Sahra Wagenknecht, BSW
Friedrich Merz: „Bin einigermaßen entsetzt“
Die Aktion von AfD und BSW stieß bei anderen Bundestagsabgeordneten auf heftige Kritik. Friedrich Merz, Parteichef der CDU, verurteilte den Boykott deutlich. „Daß man als Abgeordneter im Deutschen Bundestag den Staatspräsidenten dieses vom Krieg bedrohten Landes den Respekt versagt, ist ein wirklicher Tiefpunkt in der Kultur unseres Parlamentes“, sagte Merz kurz nach der Veranstaltung. Er bezeichnete den Schritt als „in höchstem Maße befremdlich“. Während der Kreml sich unwillig zeige, über Frieden in der Ukraine zu verhandeln, behaupteten BSW und AfD weiterhin das Gegenteil.
Ein tiefgreifender Konflikt im Bundestag
Die Kontroverse um die Selenskyj-Rede im Bundestag verdeutlicht die tiefen politischen Gräben, die den deutschen Bundestag derzeit durchziehen. Während die meisten Abgeordneten dem ukrainischen Präsidenten respektvoll zuhörten und seine Ansprache als wichtige Geste der Solidarität gegenüber einem vom Krieg betroffenen Land sahen, nutzen andere die Gelegenheit, um ihre kritische Haltung gegenüber der aktuellen deutschen und internationalen Ukraine-Politik zu demonstrieren.

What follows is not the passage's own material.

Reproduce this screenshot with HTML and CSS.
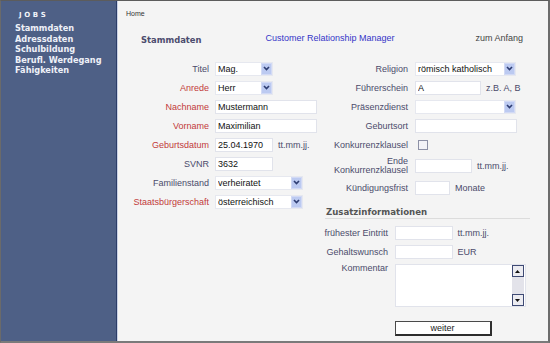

Rede im Bundestag: Selenskyj
Diese Meinungsverschiedenheiten innerhalb des Bundestages spiegeln die vielfältigen und oft gegensätzlichen Ansichten wider, die in der deutschen Gesellschaft hinsichtlich des Ukraine-Konflikts existieren. Während einige einen stärkeren diplomatischen Einsatz fordern, sehen andere die militärische Unterstützung als unverzichtbar an, um die Ukraine in ihrem Kampf gegen die russische Aggression zu unterstützen.

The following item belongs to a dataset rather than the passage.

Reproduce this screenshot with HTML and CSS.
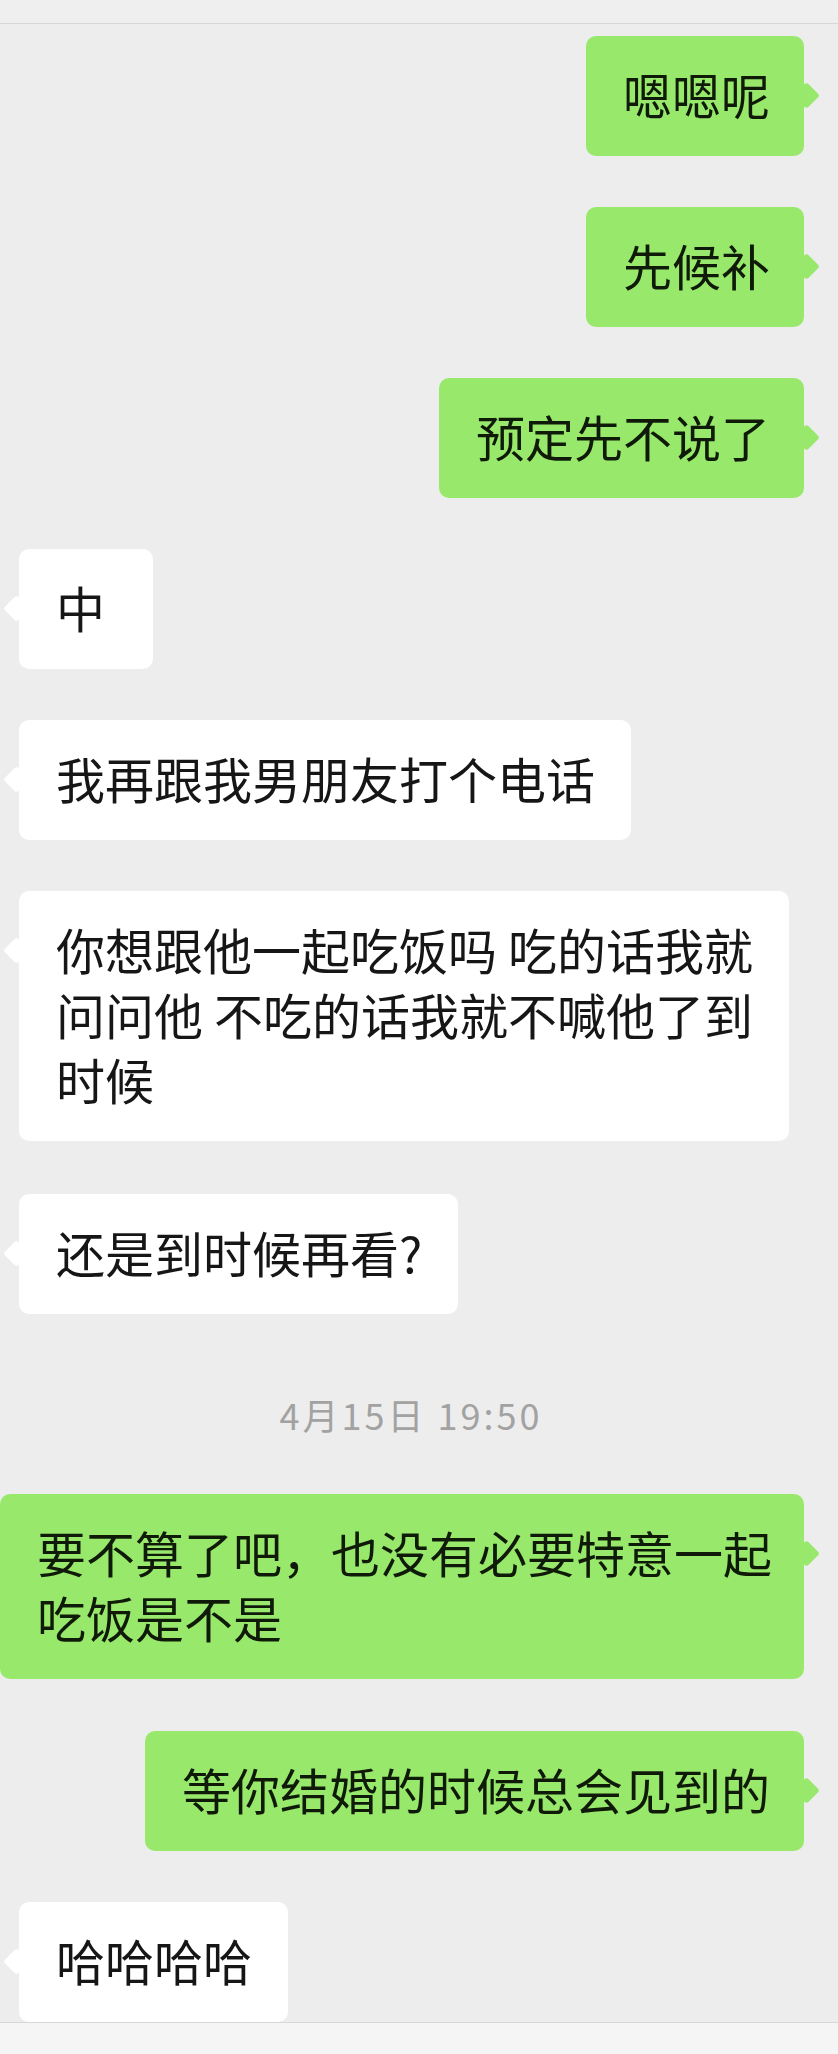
FILE: index.html
```html
<!DOCTYPE html>
<html lang="zh-CN">
<head>
<meta charset="utf-8">
<title>聊天记录</title>
<link rel="stylesheet" href="styles.css">
</head>
<body>
<div class="screen">
  <div class="topbar"></div>
  <div class="chat">
    <div class="row me"><div class="bubble green">嗯嗯呢</div></div>
    <div class="row me"><div class="bubble green">先候补</div></div>
    <div class="row me"><div class="bubble green">预定先不说了</div></div>
    <div class="row them"><div class="bubble white">中</div></div>
    <div class="row them"><div class="bubble white">我再跟我男朋友打个电话</div></div>
    <div class="row them tall"><div class="bubble white">你想跟他一起吃饭吗 吃的话我就<br>问问他 不吃的话我就不喊他了到<br>时候</div></div>
    <div class="row them"><div class="bubble white">还是到时候再看?</div></div>
    <div class="time">4月15日 19:50</div>
    <div class="row me tall2"><div class="bubble green">要不算了吧，也没有必要特意一起<br>吃饭是不是</div></div>
    <div class="row me"><div class="bubble green">等你结婚的时候总会见到的</div></div>
    <div class="row them"><div class="bubble white">哈哈哈哈</div></div>
  </div>
  <div class="bottombar"></div>
</div>
</body>
</html>
```

FILE: styles.css
```css
html, body {
  margin: 0;
  padding: 0;
  background: #ededed;
}

body {
  font-family: "Noto Sans CJK SC", "Noto Sans", sans-serif;
}

.screen {
  width: 838px;
  height: 2054px;
  display: flex;
  flex-direction: column;
  overflow: hidden;
}

.topbar {
  flex: none;
  height: 23px;
  background: #efefef;
  border-bottom: 1px solid #d6d6d6;
}

.chat {
  flex: 1;
  min-height: 0;
  display: flex;
  flex-direction: column;
  gap: 51px;
  padding-top: 12px;
  overflow: hidden;
}

.row {
  display: flex;
  flex: none;
}

.row.me {
  justify-content: flex-end;
  padding-right: 34px;
}

.row.them {
  justify-content: flex-start;
  padding-left: 19px;
}

.row.tall {
  margin-bottom: 2px;
}

.row.tall2 {
  margin-bottom: 1px;
}

.bubble {
  position: relative;
  box-sizing: border-box;
  min-width: 134px;
  padding: 25px 36px 30px 37px;
  border-radius: 10px;
  font-size: 49px;
  line-height: 65px;
  white-space: nowrap;
  color: #161616;
}

.bubble.green {
  background: #98e96b;
  padding-right: 34px;
  color: #0f1a09;
}

.bubble.white {
  background: #ffffff;
}

.bubble::after {
  content: "";
  position: absolute;
  top: 50px;
  width: 19px;
  height: 19px;
  border-radius: 3px;
  background: inherit;
  transform: rotate(45deg);
}

.bubble.green::after {
  right: -12px;
}

.bubble.white::after {
  left: -12px;
}

.time {
  flex: none;
  align-self: center;
  margin: 24px 16px 4px 0;
  font-size: 36px;
  line-height: 50px;
  letter-spacing: 3px;
  color: #a2a2a2;
}

.bottombar {
  flex: none;
  height: 31px;
  background: #f5f5f5;
  border-top: 1px solid #d8d8d8;
}
```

Die Boykottaktion der AfD und des BSW hat deutlich gemacht, dass der Umgang mit dem Ukraine-Krieg und die Position Deutschlands in diesem Konflikt weiterhin heftig umstritten bleiben. Die Reaktionen auf diese Aktion zeigen, wie tief die Meinungsverschiedenheiten gehen und dass eine einheitliche Haltung in der deutschen Politik in naher Zukunft schwer zu erreichen sein wird.